Things were looking bleak for the Cardinals when Carlos Beltran stepped up to the plate in the ninth inning at Wrigley Field on Saturday. A day after a gut-wrenching loss to the Cubs on Friday, the Cardinals were down 5-4 with one out and no one on, when Beltran hit his 30th homer of the season and tied the game. In the 10th, John Jay hit a two-out RBI double to put the Cardinals on top. How quickly things change in a day: with the Brewers' loss to the Nationals, the Cardinals are back in control in the wild card race, 2 ½ games up on Milwaukee, and breathing a little easier.

4. Two Cy Young candidates make their case

We interrupt this playoff race for a quick word on the NL Cy Young race: on Saturday afternoon, a pair of Cy Young candidates, Gio Gonzalez and R.A. Dickey, made their latest case for the award. Gonzalez became the league's first 20-game winner (and the first Nats pitcher ever to reach 20 wins) as he cooled off the scorching Brewers with seven three-hit innings. The lefty allowed no earned runs and struck out five to up his strike out total to 202; he's the first Washington pitcher to surpass 200 Ks since Walter Johnson. Thanks to Gonzalez's outing, the Nationals' magic number to clinch the NL East stands at six. Meanwhile, in New York, the great knuckleballer's magical season continued. Dickey tossed eight-plus dazzling innings before he left with a 4-0 lead in the ninth with runners on second and third. Dickey won his 19th game of the year and lowered his ERA to 2.66.

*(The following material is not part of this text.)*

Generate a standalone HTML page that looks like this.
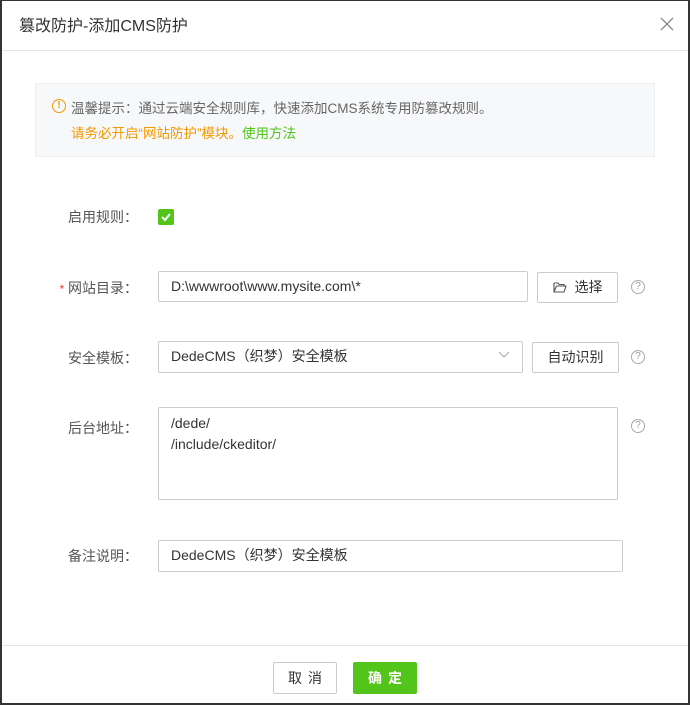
<!DOCTYPE html>
<html><head><meta charset="utf-8"><style>
*{box-sizing:border-box;margin:0;padding:0}
body{width:690px;height:705px;background:#fff;font-family:"Liberation Sans","Noto Sans CJK SC",sans-serif;font-size:14px;color:#333;position:relative;overflow:hidden}
.frame{position:absolute;left:0;top:0;width:690px;height:705px;border:1px solid #333;border-width:1px 2px 2px 2px}
.abs{position:absolute}
.hd{left:2px;top:0;width:686px;height:51px;border-bottom:1px solid #e5e5e5}
.title{left:19px;top:12px;font-size:16px;color:#333}
.tip{left:35px;top:83px;width:620px;height:74px;background:#f7f8fa;border:1px solid #ebedf0}
.lbl{width:92px;text-align:right;left:46px;color:#555}
.inp{border:1px solid #ccc;border-radius:2px;background:#fff;padding-left:12px;color:#333;line-height:29px}
.btn{border:1px solid #ccc;border-radius:2px;background:#fff;text-align:center;line-height:29px;color:#333}
.q{width:14px;height:14px;border:1px solid #aaa;border-radius:50%;font-size:10px;color:#999;text-align:center;line-height:12px}
</style></head><body>
<div class="frame"></div>
<div class="abs hd"></div>
<div class="abs title">篡改防护-添加CMS防护</div>
<svg class="abs" style="left:660px;top:17px" width="14" height="14"><path d="M1 1L13 13M13 1L1 13" stroke="#888" stroke-width="1.3"/></svg>
<div class="abs tip"></div>
<div class="abs" style="left:52px;top:99px;width:14px;height:14px;border:1.3px solid #f39800;border-radius:50%;color:#f39800;font-size:10px;text-align:center;line-height:11px;font-weight:bold">!</div>
<div class="abs" style="left:71px;top:97px;color:#666;font-size:13.5px">温馨提示：通过云端安全规则库，快速添加CMS系统专用防篡改规则。</div>
<div class="abs" style="left:71px;top:122px;color:#f39800;font-size:13.5px">请务必开启“网站防护”模块。<span style="color:#52c41a">使用方法</span></div>

<div class="abs lbl" style="top:207px">启用规则：</div>
<div class="abs" style="left:158px;top:209px;width:16px;height:16px;background:#52c41a;border-radius:2px"><svg width="16" height="16"><path d="M4 8L7 11L12 5" stroke="#fff" stroke-width="2" fill="none"/></svg></div>

<div class="abs lbl" style="top:278px"><span style="color:#e33;font-size:12px">*</span> 网站目录：</div>
<div class="abs inp" style="left:158px;top:271px;width:370px;height:31px">D:\wwwroot\www.mysite.com\*</div>
<div class="abs btn" style="left:537px;top:272px;width:81px;height:31px"><svg width="14" height="12" style="vertical-align:-1px;margin-right:8px"><path d="M1 2H5L6 3.5H11V5M1 2V11H11L13 5H3.5L1 11" stroke="#555" fill="none" stroke-width="1.1"/></svg>选择</div>
<div class="abs q" style="left:631px;top:280px">?</div>

<div class="abs lbl" style="top:348px">安全模板：</div>
<div class="abs inp" style="left:158px;top:341px;width:365px;height:32px">DedeCMS（织梦）安全模板</div>
<svg class="abs" style="left:498px;top:351px" width="12" height="8"><path d="M1 1L6 6L11 1" stroke="#aaa" fill="none"/></svg>
<div class="abs btn" style="left:532px;top:342px;width:87px;height:31px">自动识别</div>
<div class="abs q" style="left:631px;top:350px">?</div>

<div class="abs lbl" style="top:418px">后台地址：</div>
<div class="abs inp" style="left:158px;top:407px;width:460px;height:93px;line-height:21px;padding-top:5px">/dede/<br>/include/ckeditor/</div>
<div class="abs q" style="left:631px;top:419px">?</div>

<div class="abs lbl" style="top:546px">备注说明：</div>
<div class="abs inp" style="left:158px;top:540px;width:465px;height:32px">DedeCMS（织梦）安全模板</div>

<div class="abs" style="left:2px;top:645px;width:686px;height:1px;background:#e5e5e5"></div>
<div class="abs btn" style="left:273px;top:662px;width:64px;height:32px;line-height:30px;letter-spacing:6px;padding-left:6px">取消</div>
<div class="abs" style="left:353px;top:662px;width:64px;height:32px;line-height:32px;background:#52c41a;color:#fff;text-align:center;border-radius:2px;letter-spacing:6px;padding-left:6px;font-weight:bold">确定</div>
</body></html>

5. And here come Miggy & the Tigers

Detroit crushed the Twins 8-0, behind a terrific start from Doug Fister, who hurled a complete game shutout of the Twins. Miguel Cabrera hit his 42nd home run of the season and raised his RBI total to 131. He ended the day tied for first with Josh Hamilton in home runs (42), first in average (.332), and first in RBI. More importantly, in the AL Central, the Tigers moved to just a 1/2 of the White Sox, who lost to the Angels 4-2 in Anaheim.